The Greenlanders
- First edition cover
- Author: Jane Smiley
- Cover artist: John Rush
- Language: English
- Publisher: Alfred A. Knopf
- Publication date: March 12, 1988
- Publication place: United States
- Media type: Print
- Pages: 558
- ISBN: 0-394-55120-6
- LC Class: PS3569.M39 G7 1988

= The Greenlanders =

1988 novel by Jane Smiley

The Greenlanders is a 1988 historical-fiction epic novel by American author Jane Smiley.

The novel gives a speculative account of the Norse inhabitation of Greenland in the 14th and 15th centuries, written in the style of an Icelandic or Norse saga.

== Plot ==
The Greenlanders describes the daily affairs of Nordic settlers living in medieval southern Greenland, including marriages, births, deaths, famines, epidemics, trials at the Thing, church affairs, land feuds, seal hunts, military invasions, and encounters with Greenland's aboriginal inhabitants.

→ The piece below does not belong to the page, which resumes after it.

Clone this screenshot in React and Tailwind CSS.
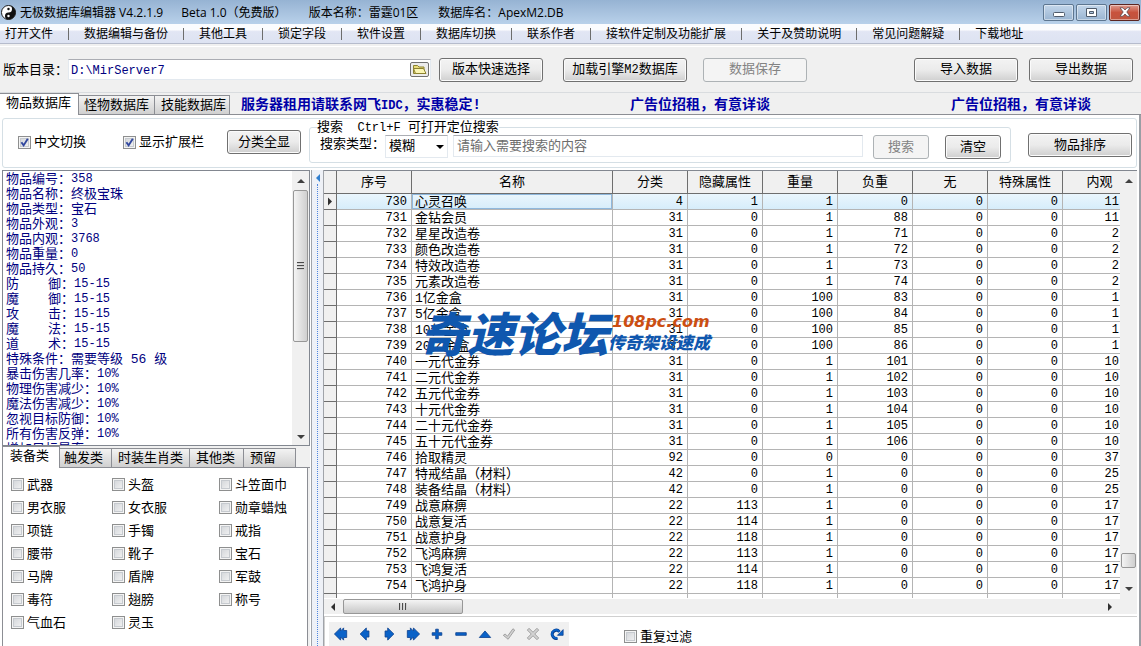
const SONG = "font-['Liberation_Mono','Noto_Sans_CJK_SC',monospace]";
const YAHEI = "font-['Open_Sans','Noto_Sans_CJK_SC',sans-serif]";

const MENU = ['打开文件', '数据编辑与备份', '其他工具', '锁定字段', '软件设置', '数据库切换', '联系作者', '接软件定制及功能扩展', '关于及赞助说明', '常见问题解疑', '下载地址'];

const DETAILS = [
  ['物品编号：', '358'],
  ['物品名称：', '终极宝珠', 'cjk'],
  ['物品类型：', '宝石', 'cjk'],
  ['物品外观：', '3'],
  ['物品内观：', '3768'],
  ['物品重量：', '0'],
  ['物品持久：', '50'],
  ['防御', '15-15', 'wide'],
  ['魔御', '15-15', 'wide'],
  ['攻击', '15-15', 'wide'],
  ['魔法', '15-15', 'wide'],
  ['道术', '15-15', 'wide'],
  ['特殊条件：', '需要等级 56 级', 'cjk'],
  ['暴击伤害几率：', '10%'],
  ['物理伤害减少：', '10%'],
  ['魔法伤害减少：', '10%'],
  ['忽视目标防御：', '10%'],
  ['所有伤害反弹：', '10%'],
  ['增加目标暴率', ''],
];

const ROWS = [
  [730, '心灵召唤', 4, 1, 1, 0, 0, 0, 11],
  [731, '金钻会员', 31, 0, 1, 88, 0, 0, 11],
  [732, '星星改造卷', 31, 0, 1, 71, 0, 0, 2],
  [733, '颜色改造卷', 31, 0, 1, 72, 0, 0, 2],
  [734, '特效改造卷', 31, 0, 1, 73, 0, 0, 2],
  [735, '元素改造卷', 31, 0, 1, 74, 0, 0, 2],
  [736, '1亿金盒', 31, 0, 100, 83, 0, 0, 1],
  [737, '5亿金盒', 31, 0, 100, 84, 0, 0, 1],
  [738, '10亿金盒', 31, 0, 100, 85, 0, 0, 1],
  [739, '20亿金盒', 31, 0, 100, 86, 0, 0, 1],
  [740, '一元代金券', 31, 0, 1, 101, 0, 0, 10],
  [741, '二元代金券', 31, 0, 1, 102, 0, 0, 10],
  [742, '五元代金券', 31, 0, 1, 103, 0, 0, 10],
  [743, '十元代金券', 31, 0, 1, 104, 0, 0, 10],
  [744, '二十元代金券', 31, 0, 1, 105, 0, 0, 10],
  [745, '五十元代金券', 31, 0, 1, 106, 0, 0, 10],
  [746, '拾取精灵', 92, 0, 0, 0, 0, 0, 37],
  [747, '特戒结晶（材料）', 42, 0, 1, 0, 0, 0, 25],
  [748, '装备结晶（材料）', 42, 0, 1, 0, 0, 0, 25],
  [749, '战意麻痹', 22, 113, 1, 0, 0, 0, 17],
  [750, '战意复活', 22, 114, 1, 0, 0, 0, 17],
  [751, '战意护身', 22, 118, 1, 0, 0, 0, 17],
  [752, '飞鸿麻痹', 22, 113, 1, 0, 0, 0, 17],
  [753, '飞鸿复活', 22, 114, 1, 0, 0, 0, 17],
  [754, '飞鸿护身', 22, 118, 1, 0, 0, 0, 17],
];

const COLUMNS = [
  ['序号', 'w-[75px]'],
  ['名称', ''],
  ['分类', 'w-[75px]'],
  ['隐藏属性', 'w-[75px]'],
  ['重量', 'w-[75px]'],
  ['负重', 'w-[75px]'],
  ['无', 'w-[75px]'],
  ['特殊属性', 'w-[75px]'],
  ['内观', 'w-[57px]'],
];

const FILTERS = ['武器', '头盔', '斗笠面巾', '男衣服', '女衣服', '勋章蜡烛', '项链', '手镯', '戒指', '腰带', '靴子', '宝石', '马牌', '盾牌', '军鼓', '毒符', '翅膀', '称号', '气血石', '灵玉'];

function Button({ children, className = '', disabled = false }) {
  return (
    <button
      type="button"
      disabled={disabled}
      className={`h-[24px] shrink-0 rounded-[3px] border pt-[1px] text-center leading-[20px] ${disabled ? 'border-[#adb2b5] bg-[#f4f4f4] text-[#838383]' : 'border-[#707070] bg-linear-to-b from-[#f3f3f3] from-0% via-[#ebebeb] via-50% to-[#cfcfcf] shadow-[inset_0_0_0_1px_#fbfbfb]'} ${className}`}
    >
      {children}
    </button>
  );
}

function Check({ label, checked = false, className = '' }) {
  return (
    <label className={`flex items-center gap-[3px] whitespace-nowrap ${className}`}>
      <span className="relative flex size-[13px] shrink-0">
        <input
          type="checkbox"
          defaultChecked={checked}
          className="peer size-[13px] appearance-none border border-[#8e8f8f] bg-linear-to-br from-[#cfd2d6] to-[#f6f6f6] shadow-[inset_0_0_0_1px_#f4f4f4,inset_0_0_0_2px_#c6cacf]"
        />
        <svg viewBox="0 0 13 13" className="pointer-events-none absolute inset-0 hidden size-[13px] peer-checked:block">
          <path d="M3.4 6.2 L5.6 9.4 L9.8 2.8" fill="none" stroke="#31479e" strokeWidth="1.9" />
        </svg>
      </span>
      <span className="pt-[2px]">{label}</span>
    </label>
  );
}

function Triangle({ dir, className = '' }) {
  const d = {
    up: 'M0 5 L4 1 L8 5 Z',
    down: 'M0 1 L4 5 L8 1 Z',
    left: 'M5 0 L1 4 L5 8 Z',
    right: 'M1 0 L5 4 L1 8 Z',
  }[dir];
  const horizontal = dir === 'left' || dir === 'right';
  return (
    <svg viewBox={horizontal ? '0 0 6 8' : '0 0 8 6'} className={`${horizontal ? 'h-[8px] w-[6px]' : 'h-[6px] w-[8px]'} ${className}`}>
      <path d={d} fill="currentColor" />
    </svg>
  );
}

function TabButton({ label, active = false, className = '' }) {
  return (
    <button
      type="button"
      role="tab"
      aria-selected={active}
      className={`whitespace-nowrap border-[#8c8e94] text-left ${active ? 'self-stretch border-t border-r bg-white pb-[1px]' : 'mt-[2px] border border-l-0 bg-linear-to-b from-[#f3f3f3] to-[#d0d0d0] pt-[1px]'} ${className}`}
    >
      {label}
    </button>
  );
}

function WindowButtons() {
  const base = 'flex h-[17px] items-center justify-center rounded-[2px] border shadow-[inset_0_0_0_1px_#ffffff70]';
  return (
    <div className="flex gap-[2px] pr-[1px]">
      <button type="button" aria-label="最小化" className={`${base} w-[31px] border-[#5d7690] bg-linear-to-b from-[#c3d6ea] to-[#9ab5d2]`}>
        <svg viewBox="0 0 12 9" className="h-[9px] w-[12px]"><rect x="0.5" y="4.5" width="11" height="4" rx="1" fill="#fff" stroke="#4f5b6b" /></svg>
      </button>
      <button type="button" aria-label="最大化" className={`${base} w-[31px] border-[#5d7690] bg-linear-to-b from-[#c3d6ea] to-[#9ab5d2]`}>
        <svg viewBox="0 0 11 9" className="h-[9px] w-[11px]"><path d="M.5 .5h10v8h-10z M3.5 3.5h4v2h-4z" fill="#fff" fillRule="evenodd" stroke="#4f5b6b" /></svg>
      </button>
      <button type="button" aria-label="关闭" className={`${base} w-[31px] border-[#5b2520] bg-linear-to-b from-[#dd9a8e] via-[#c8523d] via-50% to-[#c0553f]`}>
        <svg viewBox="0 0 12 10" className="h-[10px] w-[12px]"><path d="M1 .8h3l2 2.2 2-2.2h3L7.8 5 11 9.2H8L6 7 4 9.2H1L4.2 5z" fill="#fff" stroke="#5a4a50" strokeWidth=".8" /></svg>
      </button>
    </div>
  );
}

const BLUE = '#0a62c8';
const EDGE = '#0a3f8c';
const NAV = [
  ['首条', <path key="p" d="M.5 8 7.5 1v3.500L11 1v3h3.500v8H11v3l-3.500-3.500V15z" fill={BLUE} stroke={EDGE} strokeWidth=".9" />],
  ['上一条', <path key="p" d="M2.500 8 9.500 1v3.500h3v7h-3V15z" fill={BLUE} stroke={EDGE} strokeWidth=".9" />],
  ['下一条', <path key="p" d="M13.500 8 6.500 1v3.500h-3v7h3V15z" fill={BLUE} stroke={EDGE} strokeWidth=".9" />],
  ['末条', <path key="p" d="M15.500 8 8.500 1v3.500L5 1v3H1.500v8H5v3l3.500-3.500V15z" fill={BLUE} stroke={EDGE} strokeWidth=".9" />],
  ['插入', <path key="p" d="M6.500 2.500h3v4h4v3h-4v4h-3v-4h-4v-3h4z" fill={BLUE} stroke={EDGE} strokeWidth=".9" />],
  ['删除', <path key="p" d="M2 6.500h12v3H2z" fill={BLUE} stroke={EDGE} strokeWidth=".9" />],
  ['编辑', <path key="p" d="M1.500 12 8 4.500 14.500 12z" fill={BLUE} stroke={EDGE} strokeWidth=".9" />],
  ['提交', <path key="p" d="M1.500 9.500 3.500 8l2.800 2.500L12.500 2l2 1.500L7 14z" fill="#d2d2d2" stroke="#8f8f8f" strokeWidth=".9" />],
  ['取消', <path key="p" d="M1.500 3.500 3.500 1.500 8 6l4.500-4.500 2 2L10 8l4.500 4.500-2 2L8 10l-4.500 4.500-2-2L6 8z" fill="#d2d2d2" stroke="#8f8f8f" strokeWidth=".9" />],
  ['刷新', (
    <g key="p">
      <path d="M8.500 12.800A4.600 4.600 0 1 1 10.800 5.500" fill="none" stroke={EDGE} strokeWidth="3.400" />
      <path d="M8.500 12.400A4.600 4.600 0 1 1 10.800 5.500" fill="none" stroke={BLUE} strokeWidth="1.900" />
      <path d="M15 3v6.500H8.500z" fill={BLUE} stroke={EDGE} strokeWidth=".9" />
    </g>
  )],
];

function TitleBar() {
  return (
    <header className={`flex h-[24px] shrink-0 items-center bg-linear-to-b from-[#96b3d3] to-[#b9d1ea] pl-[1px] text-[12px] whitespace-pre ${YAHEI}`}>
      <svg viewBox="0 0 16 16" className="size-[15px] shrink-0">
        <circle cx="8" cy="8" r="7.500" fill="#fff" stroke="#111" />
        <path d="M8 .5a7.500 7.500 0 0 1 0 15 3.750 3.750 0 0 1 0-7.500 3.750 3.750 0 0 0 0-7.500z" fill="#111" />
        <circle cx="8" cy="4.200" r="1.300" fill="#111" />
        <circle cx="8" cy="11.800" r="1.300" fill="#fff" />
      </svg>
      <h1 className="flex flex-1 pt-[1px] pl-[4px]">
        <span>无极数据库编辑器 V4.2.1.9</span>
        <span className="pl-[18px]">Beta 1.0（免费版）</span>
        <span className="pl-[22px]">版本名称：雷霆01区</span>
        <span className="pl-[20px]">数据库名：ApexM2.DB</span>
      </h1>
      <WindowButtons />
    </header>
  );
}

function MenuBar() {
  return (
    <nav className={`flex h-[20px] shrink-0 items-center gap-[15px] border-b border-[#b6bccc] bg-linear-to-b from-[#fbfcfe] from-30% via-[#e2e6f4] via-40% to-[#dde3f2] pl-[5px] text-[12px] whitespace-nowrap ${YAHEI}`}>
      {MENU.map((m, i) => [
        i > 0 && <span key={`${m}-sep`} className="h-[12px] w-px bg-[#6d6d6d]" />,
        <button key={m} type="button" className="leading-[18px]">{m}</button>,
      ])}
    </nav>
  );
}

function Toolbar() {
  return (
    <div className="mt-[2px] flex h-[47px] shrink-0 items-center border-y border-t-white border-b-[#d9dcdf] pr-[8px] pl-[3px]">
      <label htmlFor="dir" className="w-[65px] shrink-0 pt-[2px]">版本目录：</label>
      <div className="flex h-[21px] w-[363px] items-center border border-[#e3e9ef] border-t-[#abadb3] bg-white">
        <input id="dir" defaultValue="D:\MirServer7" className="h-full min-w-0 flex-1 px-[2px] pt-[2px] text-[12px] text-[#000080] outline-none" />
        <button type="button" aria-label="浏览目录" className="mr-[1px] flex h-[15px] w-[19px] items-center justify-center rounded-[2px] border border-[#707070] bg-[#ececec]">
          <svg viewBox="0 0 15 11" className="h-[11px] w-[15px]">
            <path d="M1.500 9.500v-8h4l1.500 1.500h5v6.500z" fill="#e9dc7a" stroke="#8c8230" />
            <path d="M3.500 9.500 1.500 4.500h10l2.500 5z" fill="#fbf6b4" stroke="#8c8230" />
          </svg>
        </button>
      </div>
      <Button className="ml-[8px] w-[104px]">版本快速选择</Button>
      <Button className="ml-[20px] w-[124px]">加载引擎<span className="text-[12px]">M2</span>数据库</Button>
      <Button disabled className="ml-[16px] w-[104px]">数据保存</Button>
      <div className="ml-auto flex gap-[11px]">
        <Button className="w-[104px]">导入数据</Button>
        <Button className="w-[104px]">导出数据</Button>
      </div>
    </div>
  );
}

function MainTabs() {
  return (
    <div className="flex h-[22px] shrink-0 shadow-[inset_0_-1px_0_#8c8e94]">
      <div role="tablist" className="flex">
        <TabButton active label="物品数据库" className="w-[79px] pl-[6px]" />
        <TabButton label="怪物数据库" className="w-[76px] pl-[5px]" />
        <TabButton label="技能数据库" className="w-[75px] pl-[6px]" />
      </div>
      <div className="flex flex-1 items-center pt-[2px] pr-[50px] pl-[11px] text-[14px] font-bold text-[#0000a8]">
        <span>服务器租用请联系网飞<span className="text-[12px]">IDC</span>，实惠稳定!</span>
        <span className="ml-[149px]">广告位招租，有意详谈</span>
        <span className="ml-auto">广告位招租，有意详谈</span>
      </div>
    </div>
  );
}

function SearchPanel() {
  return (
    <div className="mx-[2px] mt-[3px] flex h-[50px] shrink-0 rounded-[3px] border border-[#d5dfe5] pr-[4px] pl-[15px]">
      <Check label="中文切换" checked className="h-[46px]" />
      <Check label="显示扩展栏" checked className="ml-[37px] h-[46px]" />
      <Button className="mt-[11px] ml-[23px] w-[74px]">分类全显</Button>
      <fieldset className="ml-[8px] h-[44px] min-w-0 flex-1 rounded-[3px] border border-[#d5dfe5] pr-[9px] pl-[8px]">
        <legend className="-ml-[1px] h-[16px] pt-[1px] whitespace-pre leading-[16px]">搜索<span className="text-[12px]">  Ctrl+F </span>可打开定位搜索</legend>
        <div className="flex items-start">
          <label htmlFor="mode" className="w-[67px] shrink-0 pl-[2px] leading-[20px]">搜索类型：</label>
          <div className="relative h-[23px] w-[63px] shrink-0">
            <select id="mode" className="size-full appearance-none border border-[#e3e9ef] border-t-[#abadb3] bg-white pl-[3px] outline-none">
              <option>模糊</option>
            </select>
            <Triangle dir="down" className="pointer-events-none absolute top-[9px] right-[4px]" />
          </div>
          <input aria-label="搜索内容" placeholder="请输入需要搜索的内容" className="ml-[5px] h-[22px] min-w-0 flex-1 border border-[#e3e9ef] border-t-[#abadb3] px-[3px] outline-none placeholder:text-[#6d6d6d]" />
          <Button disabled className="ml-[10px] w-[56px]">搜索</Button>
          <Button className="ml-[16px] w-[56px]">清空</Button>
        </div>
      </fieldset>
      <Button className="mt-[14px] ml-[17px] w-[104px]">物品排序</Button>
    </div>
  );
}

function Grip({ vertical = false }) {
  return (
    <span className={`flex gap-[1px] ${vertical ? 'flex-col' : ''}`}>
      {[0, 1, 2].map((i) => (
        <span key={i} className={vertical ? 'h-[2px] w-[7px] border-t border-[#4a4a4a] bg-[#cfcfcf]' : 'h-[7px] w-[2px] border-l border-[#4a4a4a] bg-[#cfcfcf]'} />
      ))}
    </span>
  );
}

function DetailPane() {
  return (
    <section className="flex h-[276px] shrink-0 overflow-hidden border border-[#828790] bg-white">
      <div className="flex-1 overflow-hidden pt-[1px] pl-[3px] leading-[15px] text-[#000080]">
        {DETAILS.map(([label, value, kind]) => (
          <p key={label} className="flex h-[15px] whitespace-pre">
            {kind === 'wide' ? (
              <>
                <span className="w-[42px]">{label[0]}</span>
                <span>{label[1]}：</span>
              </>
            ) : (
              <span>{label}</span>
            )}
            <span className={kind === 'cjk' ? '' : 'text-[12px]'}>{value}</span>
          </p>
        ))}
      </div>
      <div className="flex w-[17px] flex-col items-center bg-[#f0f0f0] text-[#404040]">
        <span className="flex h-[19px] items-center"><Triangle dir="up" /></span>
        <span className="flex h-[152px] w-[15px] items-center justify-center rounded-[2px] border border-[#979797] bg-linear-to-r from-[#f4f4f4] to-[#cfcfcf]">
          <Grip vertical />
        </span>
        <span className="mt-auto flex h-[17px] items-center"><Triangle dir="down" /></span>
      </div>
    </section>
  );
}

function FilterPane() {
  return (
    <section className="flex min-h-0 flex-1 flex-col bg-[#f0f0f0]">
      <div role="tablist" className="flex h-[22px] shrink-0 leading-[18px] shadow-[inset_0_-1px_0_#8c8e94]">
        <TabButton active label="装备类" className="w-[58px] border-l pl-[7px]" />
        <TabButton label="触发类" className="w-[52px] pl-[4px]" />
        <TabButton label="时装生肖类" className="w-[78px] pl-[6px]" />
        <TabButton label="其他类" className="w-[54px] pl-[6px]" />
        <TabButton label="预留" className="w-[52px] pl-[6px]" />
      </div>
      <div className="mr-[2px] grid flex-1 auto-rows-[23px] grid-cols-[101px_107px_1fr] border-x border-[#8c8e94] bg-white pt-[5px] pl-[8px]">
        {FILTERS.map((f) => <Check key={f} label={f} />)}
      </div>
    </section>
  );
}

function Splitter() {
  return (
    <div className="ml-[1px] flex w-[13px] shrink-0 flex-col items-center gap-[2px] border-x border-[#a0a4aa] bg-[#eef1f7] pt-[4px] text-[#2f7fd0]">
      <Triangle dir="left" />
      <span className="w-0 flex-1 border-l border-dotted border-[#4f86e0]" />
    </div>
  );
}

function Watermark() {
  return (
    <div className="pointer-events-none absolute top-[136px] left-[96px] flex items-center font-['Noto_Sans_CJK_SC',sans-serif] font-black whitespace-nowrap text-[#0f57ae] italic">
      <span className="text-[47px] leading-[50px]">奇速论坛</span>
      <span className="flex flex-col items-start">
        <span className="pl-[4px] font-['DejaVu_Sans',sans-serif] text-[16px] leading-[20px] text-[#cc4e12]">108pc.com</span>
        <span className="text-[17px] leading-[20px]">传奇架设速成</span>
      </span>
    </div>
  );
}

function DataGrid() {
  return (
    <div className="flex h-[429px] shrink-0 overflow-hidden border-t border-[#828790]">
      <div className="relative min-w-0 flex-1 overflow-hidden">
        <table className="w-full table-fixed border-separate border-spacing-0">
          <thead>
            <tr className="h-[23px] bg-[#f0f0f0]">
              <th aria-label="行标" className="w-[13px] border-r border-b border-[#6e6e6e]" />
              {COLUMNS.map(([name, width], i) => (
                <th key={name} className={`border-b border-[#6e6e6e] p-0 pt-[2px] font-normal leading-[20px] ${width} ${i === 8 ? 'pl-[16px]' : 'border-r'}`}>{name}</th>
              ))}
            </tr>
          </thead>
          <tbody>
            {ROWS.map((row, r) => (
              <tr key={row[0]} className={`h-[16px] ${r === 0 ? 'bg-linear-to-b from-[#eaf6fd] to-[#d5ecfa]' : ''}`}>
                <td className="border-r border-b border-[#6e6e6e] bg-[#f0f0f0] p-0 leading-[15px] text-[#303030]">
                  {r === 0 && <Triangle dir="right" className="mx-auto h-[9px]" />}
                </td>
                {row.map((cell, i) => (
                  <td
                    key={COLUMNS[i][0]}
                    className={`h-[16px] overflow-hidden border-b border-[#b4b4b4] p-0 pt-[2px] whitespace-nowrap leading-[13px] ${i === 1 ? 'border-r pl-[3px] text-left' : i === 8 ? 'pr-[1px] text-right text-[12px]' : 'border-r pr-[4px] text-right text-[12px]'} ${r === 0 && i === 1 ? 'shadow-[inset_0_0_0_1px_#8fb8dc]' : ''}`}
                  >
                    {cell}
                  </td>
                ))}
              </tr>
            ))}
            <tr className="h-[4px]">
              <td className="border-r border-[#6e6e6e] bg-[#f0f0f0] p-0" />
              {COLUMNS.map(([name], i) => <td key={name} className={`border-[#b4b4b4] p-0 ${i < 8 ? 'border-r' : ''}`} />)}
            </tr>
          </tbody>
        </table>
        <Watermark />
      </div>
      <div className="flex w-[17px] flex-col items-center bg-[#f0f0f0] text-[#404040]">
        <span className="flex h-[19px] items-center"><Triangle dir="up" /></span>
        <span className="mt-auto h-[15px] w-[15px] rounded-[2px] border border-[#979797] bg-linear-to-r from-[#f4f4f4] to-[#cfcfcf]" />
        <span className="mt-[13px] mb-[3px] flex h-[15px] items-center"><Triangle dir="down" /></span>
      </div>
    </div>
  );
}

function GridFooter() {
  return (
    <>
      <div className="flex h-[15px] shrink-0 items-center bg-[#f0f0f0] pr-[24px] pl-[6px] text-[#303030]">
        <Triangle dir="left" />
        <span className="ml-[7px] flex h-[15px] w-[120px] items-center justify-center rounded-[2px] border border-[#979797] bg-linear-to-b from-[#f4f4f4] to-[#c8c8c8]">
          <Grip />
        </span>
        <Triangle dir="right" className="ml-auto" />
      </div>
      <div className="mt-[2px] flex flex-1 border-t border-l border-[#d0d0d0] pl-[4px]">
        <div className="mt-[5px] flex h-[26px] w-[240px] bg-[#f0f0f0]">
          {NAV.map(([label, icon]) => (
            <button key={label} type="button" aria-label={label} className="flex h-[24px] w-[24px] items-center justify-center">
              <svg viewBox="0 0 16 16" className="size-[14px]">{icon}</svg>
            </button>
          ))}
        </div>
        <Check label="重复过滤" className="mt-[8px] ml-[55px] h-[23px]" />
      </div>
    </>
  );
}

export default function App() {
  return (
    <div className={`flex h-screen flex-col overflow-hidden bg-[#f0f0f0] text-[13px] leading-[18px] text-black ${SONG}`}>
      <TitleBar />
      <MenuBar />
      <Toolbar />
      <MainTabs />
      <main className="flex min-h-0 flex-1 flex-col border-r-2 border-[#9a9ea4] bg-white">
        <SearchPanel />
        <div className="mt-[2px] flex min-h-0 flex-1 overflow-hidden pl-[2px]">
          <div className="flex w-[308px] shrink-0 flex-col">
            <DetailPane />
            <FilterPane />
          </div>
          <Splitter />
          <div className="flex min-w-0 flex-1 flex-col pr-[2px]">
            <DataGrid />
            <GridFooter />
          </div>
        </div>
      </main>
    </div>
  );
}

In particular, the book follows the lives of Gunnar Asgeirsson, an unlucky, violent, litigious man, and his sister, Margret Asgeirsdottir, a quiet, solitary, melancholic woman on their homestead in the Vatnahverfi district. Though the novel also follows the lives of many other Greenlanders, Gunnar and Margret function as the novel's protagonists. The novel also features several historically documented individuals and events in Greenland and elsewhere, including the spread of Islam into southern Europe, assaults on Greenlanders' settlements by English raiders, and the witchcraft trial of Kolgrim.

== Reception ==
The Greenlanders was reviewed favorably. Kirkus Reviews called it a "bleak, stirring picture of the slow slouch towards the death of a civilization". In a 2010 Time article, American author Jonathan Franzen included it in his list of influential books, and in an interview with Big Think, Franzen said, "I do not know of a better American novel within the last twenty years" than The Greenlanders.